= Cynthia Bir =

American academic

Cynthia Bir (or "Cindy Bir") is a Professor and Chair in the Department of Biomedical Engineering at Wayne State University and also an Emmy-award-winning television producer.

==Biography==
Bir received a PhD in Biomedical Engineering from Wayne State University in 2000. She then was on the faculty of Wayne State, rising to the rank of Professor Biomedical Engineering, before going to the Keck School of Medicine in 2013. In 2020, she return to Wayne State as Chair of the Biomedical Engineering Department, in Detroit, MI.

==Professional work==
She has been a leading engineer of National Geographic's Fight Science, and is the leading engineer and a producer of its spinoff, ESPN's Sport Science. She has contributed to Dancing with the Stars, was included in the 2013 Amsterdam World Science Festival, and helped crash a full-size Boeing 727 plane documented by the Discover Channel.

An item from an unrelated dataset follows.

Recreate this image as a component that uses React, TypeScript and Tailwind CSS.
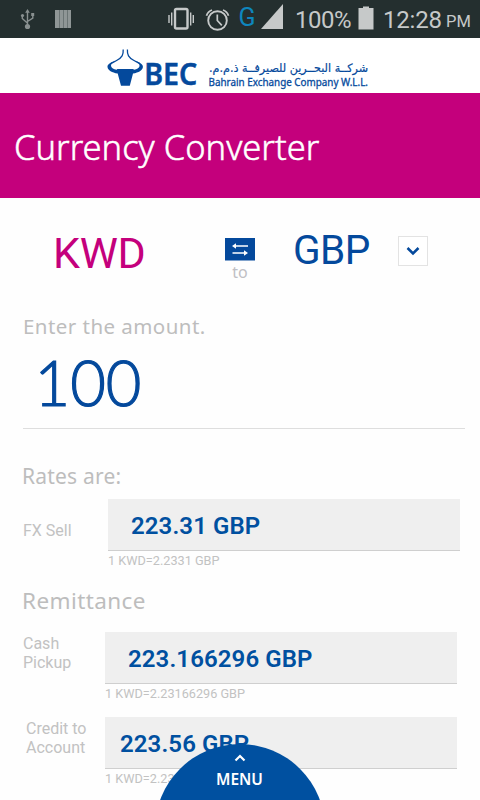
import type { ReactNode } from "react";

function StatusBar() {
  return (
    <header className="flex h-[38px] bg-[#242f2f] font-['Roboto',sans-serif] text-[#c6c9c9]">
      <svg width="295" height="38" viewBox="0 0 295 38" fill="none" className="shrink-0">
        <g stroke="#899090" strokeWidth="1.4" fill="none">
          <path d="M27.500 12V26M22.300 15v3.500l5 4.500M32.800 15v3l-5.300 3.500" />
        </g>
        <g fill="#899090">
          <path d="M27.500 9l2.300 3.800h-4.600z" />
          <circle cx="27.500" cy="26.500" r="2.600" />
          <circle cx="22.500" cy="15.500" r="1.600" />
          <path d="M31.200 13h3v3h-3z" />
        </g>
        <path d="M55 10h16v18H55z" fill="#8f9696" />
        <path d="M59.500 10v18M63.500 10v18M67.500 10v18" stroke="#6b7474" strokeWidth="1" />
        <rect x="175" y="9" width="12.500" height="19.500" rx="1.500" stroke="#c6c9c9" strokeWidth="2.400" />
        <path d="M169 15v8M171.700 12.500v13M190.700 12.500v13M193.300 15v8" stroke="#c6c9c9" strokeWidth="1.400" />
        <circle cx="217.500" cy="20.500" r="9.300" stroke="#c6c9c9" strokeWidth="1.900" />
        <path d="M217.300 14.500v6l4.500 4.800" stroke="#c6c9c9" strokeWidth="1.700" />
        <path d="M206.500 15.800q1.500-4.500 5.500-5.800M228.500 15.800q-1.500-4.500-5.500-5.800" stroke="#c6c9c9" strokeWidth="1.800" />
        <text x="238.600" y="25.500" fill="#0e86bd" fontSize="25" fontFamily="Roboto">G</text>
        <path d="M283 4v25h-22z" fill="#c6c9c9" />
      </svg>
      <span className="w-[63px] pt-[1px] text-[24px] leading-[38px] tracking-[-0.500px]">100%</span>
      <svg width="16" height="38" viewBox="0 0 16 38" className="shrink-0">
        <path d="M5 6.500h6V8h4.500v21.500H.5V8H5z" fill="#c6c9c9" />
      </svg>
      <span className="w-[72px] pl-[9px] pt-[1px] text-[24px] leading-[38px] tracking-[-0.200px]">12:28</span>
      <span className="pt-[3px] text-[16.500px] leading-[38px]">PM</span>
    </header>
  );
}

function Brand() {
  return (
    <div className="h-[55px] bg-white">
      <svg width="480" height="55" viewBox="0 38 480 55" fill="#04499c">
        <path
          d="M123.200 49.500c.3 5.500-1.200 8-6.200 10.800-2.500 1.400-4.500 2.200-6 3.200M127.400 49.500c-.3 5.500 1.200 8 6.200 10.800 2.500 1.400 4.500 2.200 6 3.200"
          fill="none"
          stroke="#04499c"
          strokeWidth="1.300"
        />
        <path d="M114.500 61c-4.500 1.800-7.200 3.500-7 6 .3 3.300 4.500 5.700 10.200 6.500l3.300 12.200h8.800l3.200-12.200c5.700-.8 9.600-3.200 9.900-6.500.2-2.500-2.500-4.200-7-6 2.800 2.200 4 3.800 3.600 5.200-.5 1.800-2.500 3-5.500 3.600l-.8-.8h-15.800l-.8.8c-3-.6-5-1.800-5.500-3.600-.4-1.400.6-3 3.400-5.200z" />
        <text x="144.300" y="85" fontFamily="Noto Sans" fontSize="30" fontWeight="600" stroke="#04499c" strokeWidth=".5" textLength="53" lengthAdjust="spacingAndGlyphs">BEC</text>
        <text x="209" y="72" fontFamily="DejaVu Sans" fontSize="11.500" stroke="#04499c" strokeWidth=".2" textLength="159" lengthAdjust="spacingAndGlyphs" direction="rtl" textAnchor="end">شركــة البحــرين للصيرفــة ذ.م.م.</text>
        <text x="208.500" y="86" fontFamily="Noto Sans" fontSize="11" stroke="#04499c" strokeWidth=".3" textLength="159.500" lengthAdjust="spacingAndGlyphs">Bahrain Exchange Company W.L.L.</text>
      </svg>
    </div>
  );
}

type RateProps = {
  label: ReactNode;
  value: string;
  note: string;
  labelClass: string;
  boxClass: string;
  valueClass: string;
};

function Rate({ label, value, note, labelClass, boxClass, valueClass }: RateProps) {
  return (
    <div className="flex">
      <div className={`shrink-0 font-['Roboto',sans-serif] text-[16px] leading-[19px] text-[#c2c2c2] ${labelClass}`}>{label}</div>
      <div className={`shrink-0 font-['Roboto',sans-serif] ${boxClass}`}>
        <div className={`h-[52px] border-b border-[#cfcfcf] bg-[#efefef] text-[24px] font-semibold leading-[54px] tracking-[0.100px] text-[#0050a0] ${valueClass}`}>{value}</div>
        <div className="text-[12.700px] leading-[20px] text-[#c2c2c2]">{note}</div>
      </div>
    </div>
  );
}

export default function App() {
  return (
    <div className="relative h-[800px] w-[480px] overflow-hidden bg-[#fefefe]">
      <StatusBar />
      <Brand />
      <h1 className="h-[105px] bg-[#c4007c] pl-[14px] font-['Noto_Sans',sans-serif] text-[34.500px] font-light leading-[107px] text-white [-webkit-text-stroke:0.500px_white]">
        Currency Converter
      </h1>

      <section className="flex h-[112px] font-['Roboto',sans-serif]">
        <div className="w-[225px] pl-[53px] pt-[30px] text-[43px] leading-[50px] tracking-[-0.300px] text-[#c4007c]">KWD</div>
        <div className="w-[68px] pt-[40px]">
          <svg width="30" height="23" viewBox="0 0 30 23" fill="none">
            <path d="M0 0h30v22.500H0z" fill="#04499c" />
            <path d="M9 8h14M7.500 15h13" stroke="#fff" strokeWidth="1.400" />
            <path d="M7 8l4-2.700v5.400zM23 15l-4-2.700v5.400z" fill="#fff" />
          </svg>
          <div className="w-[30px] text-center font-['Noto_Sans',sans-serif] text-[16px] leading-[23px] text-[#c0c0c4]">to</div>
        </div>
        <div className="w-[105px] pt-[27px] text-[40.500px] leading-[50px] tracking-[-0.500px] text-[#04499c]">GBP</div>
        <div className="mt-[38px] flex h-[30px] w-[30px] items-center justify-center border border-[#e3e3e3] bg-white">
          <svg width="14" height="10" viewBox="0 0 14 10" fill="none">
            <path d="M1.500 2l5.500 5.500L12.500 2" stroke="#04499c" strokeWidth="2.500" />
          </svg>
        </div>
      </section>

      <section className="ml-[23px] h-[119px] w-[442px] border-b border-[#dedede]">
        <div className="pt-[1px] font-['Noto_Sans',sans-serif] text-[20.500px] leading-[30px] tracking-[0.450px] text-[#bdbdbd]">Enter the amount.</div>
        <div className="origin-left pl-[12px] pt-[1px] font-['Lato',sans-serif] text-[64px] font-light leading-[80px] text-[#04499c] [transform:scaleX(0.960)] [-webkit-text-stroke:1.200px_#04499c]">100</div>
      </section>

      <h2 className="h-[70px] pl-[22px] pt-[32px] font-['Noto_Sans',sans-serif] text-[21px] leading-[30px] tracking-[0.200px] text-[#bdbdbd]">Rates are:</h2>
      <Rate label="FX Sell" value="223.31 GBP" note="1 KWD=2.2331 GBP" labelClass="w-[108px] pl-[23px] pt-[22px]" boxClass="w-[352px]" valueClass="pl-[23px]" />
      <h2 className="h-[61px] pl-[22px] pt-[15px] font-['Noto_Sans',sans-serif] text-[22.500px] leading-[30px] tracking-[0.400px] text-[#bdbdbd]">Remittance</h2>
      <Rate label={<>Cash<br />Pickup</>} value="223.166296 GBP" note="1 KWD=2.23166296 GBP" labelClass="w-[105px] pl-[23px] pt-[2px]" boxClass="w-[352px]" valueClass="pl-[23px]" />
      <div className="h-[13px]" />
      <Rate label={<>Credit to<br />Account</>} value="223.56 GBP" note="1 KWD=2.2356 GBP" labelClass="w-[105px] pl-[26px] pt-[2px]" boxClass="w-[352px]" valueClass="pl-[15px]" />

      <button className="absolute left-[154.500px] top-[744px] flex h-[170px] w-[170px] flex-col items-center rounded-full bg-[#0050a0] pt-[10px] text-white">
        <svg width="12" height="8" viewBox="0 0 12 8" fill="none">
          <path d="M1.500 6.500L6 2l4.500 4.500" stroke="#fff" strokeWidth="2.200" />
        </svg>
        <span className="pt-[6px] font-['Noto_Sans',sans-serif] text-[15.500px] font-semibold leading-[22px]">MENU</span>
      </button>
    </div>
  );
}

Bir's specialty is the prevention of injury from nonlethal forces, such as impact of rubber bullets and proximity to explosions. In 2013, she joined the Keck/USC subdivision of Center for Trauma, Violence, and Injury Prevention as a professor of research.
She has received various scholastic and secular awards including two Emmys (one of them for her research work on Sport Science). She is a member of the NATO Human Factors and Medicine panel, dedicated to the furthering of human health and protection through science, technology, and exchange of information.